The most common contracts require the individual institution to sign whether it is a business, or access agreement/license or both e.g., American Chemical Society Cochrane, Lexis/Nexis.

Some contracts only require CAUL Executive Officer to sign e.g., Kluwer.

Some contracts do not require any signatures e.g., Duke Mathematical Journal, Bowker, McGraw-Hill. However, these vendors may have terms and conditions that subscribers are expected to be familiar with and act in accordance with.

Further information, showing the number for each contract signing type is not currently available. This would require going through every license.

Negotiation Process

Most vendors are more conscious of issuing invoices and being paid than about the actual signing of a license. The Executive Officer always requests up front a copy of the license, so that if there is anything likely to stop institutions signing up, it is clear from the start. All license/negotiation work is handled by Executive Officer not by the office assistant.

In most cases, the vendor approaches the CAUL Office, either because they have found our web site, or found us through ICOLC, or because they have been referred to us by members. In a smaller number of cases, the Executive Officer approaches the vendor because Datasets Coordinators have expressed interest in a consortia approach to a new product, or a current product which may be obtainable more cheaply.

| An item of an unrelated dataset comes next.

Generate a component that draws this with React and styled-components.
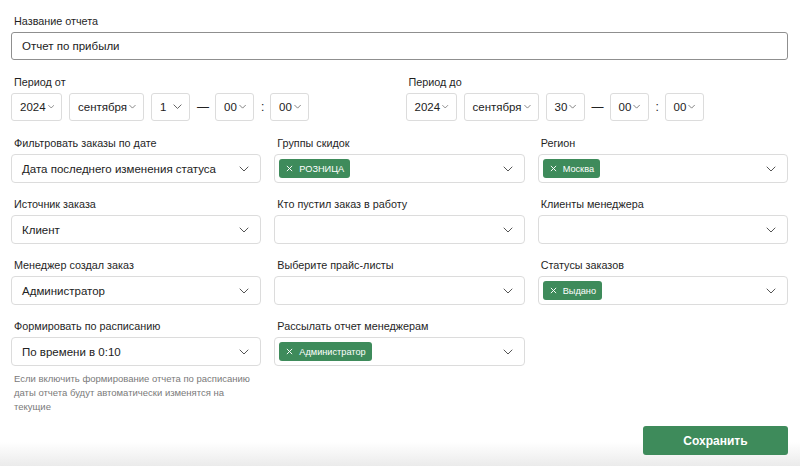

Before an offer is made available to Datasets Coordinators, CEIRC, and CAUL members, the Executive Officer will usually discuss with the vendor the type of information that members need e.g. content, license, pricing model and trial information. The Executive Officer will discuss with the vendor the range of pricing models that have been adopted, and those that members have not taken up and/or preferred in the past. Omissions and changes will also be discussed e.g. walk-in users, remote use, multiple sites, price-caps, etc. For new offers, negotiations can take up to a year depending on the length of the trial, e.g., Kluwer, Springer, Ovum. The turnaround time for renewals is normally 4-6 weeks.